I hate packing, especially for a long time away. All of those stupid little decisions: how much stuff should I bring? What if it gets cold? Do I pack flat or roll everything? Will they be tough at the counter and weigh my bag? What if my bag is too heavy? I'll need to do laundry at some point; but where? Laundromat or bundle service? And then all the electronics and the chargers... it's insane!
But as much as I detest packing, there's something special about packing for Israel. I love returning to Israel, a place that feels more like a second home than it does an overseas destination. This must be my 12th trip! But I am so excited to be bringing 9 of our 10th graders for their first time.
I look at Israel through their eyes. There's that first "Really? Everybody's Jewish?" moment, when the enormity of being in a Jewish state first sets in. Then there's the "Look at all of those cute Israeli soldiers" moment, which needs no clarification, other than "Be careful ladies!" (The boys tend not to be ready to flirt with the Israeli girls in their fatigues...).
There's more. There's the look in their eyes after exiting the Yad VaShem Children's Memorial, a look the defies any easy verbal description. It's a look that catches my breath because no matter if they've been to the Memorial in Washington - and many have - the experience is overwhelming. It is, in a sense, the beginning of the end of innocence for these 15-16-year-old children who have been so lovingly cushioned from the crushing pain of the world. I've been with many of these children from the beginning: held them at their baby namings and brises. I am proud to be their rabbi and at such moments feel the existential weight of responsibility that comes with helping them transition towards adulthood as Jews.
There's the look when they see the Western Wall for the first time. We've seen a thousand pictures, built it out of sugar cubes and cardboard boxes, written notes to put between the simulated stones. But when it's right there, well, it makes an impression. "So this is the Wall?" Yes, this is it. And yes, despite the hype, it is a special place to just stand and feel the stones and listen to the prayers.

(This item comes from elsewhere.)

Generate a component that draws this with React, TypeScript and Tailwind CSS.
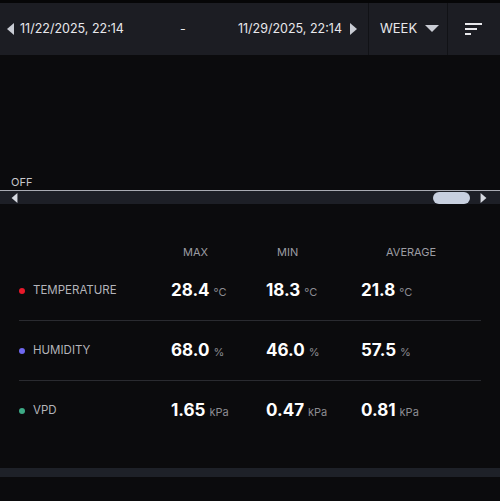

It's vitally important to me that our kids see Israel through my eyes, too. I want them to see the miraculous nature of a nation established in 1948, as poor as many other post-WWII Third World nations, that is now a tremendous international presence.
I want them to see that the original Israeli Declaration of Independence speaks of the earnest desire to create and nurture a democratic Jewish State. As it says, in part:
THE STATE OF ISRAEL will be open for Jewish immigration and for the Ingathering of the Exiles; it will foster the development of the country for the benefit of all its inhabitants; it will be based on freedom, justice and peace as envisaged by the prophets of Israel; it will ensure complete equality of social and political rights to all its inhabitants irrespective of religion, race or sex; it will guarantee freedom of religion, conscience, language, education and culture; it will safeguard the Holy Places of all religions; and it will be faithful to the principles of the Charter of the United Nations.
I also want them to see the part of Israel that is striving to fulfill these ideals, just as Americans struggle to enable all American citizens to obtain the freedom that is theirs by law but not always in practice. It does our kids no good to get a sanitized Israel, devoid of internal conflict or challenges. Israel is real, they say. Our kids need to see that.
In addition to looking at Israel through the eyes of my students and hoping they will see Israel through mine, I'll be doing my own looking around, for you and for me. I'll be looking for hopeful signs of creative Israeli-Palestinian connections. I'll be hoping to see a greater openness to Reform Judaism and Reform institutions. I'll be looking for the possibility of thoughtful engagement between Jews of different opinions but who are all believers in this crazy place called Israel.
Ok. I gotta go pack. Ugh. Roll or pack flat?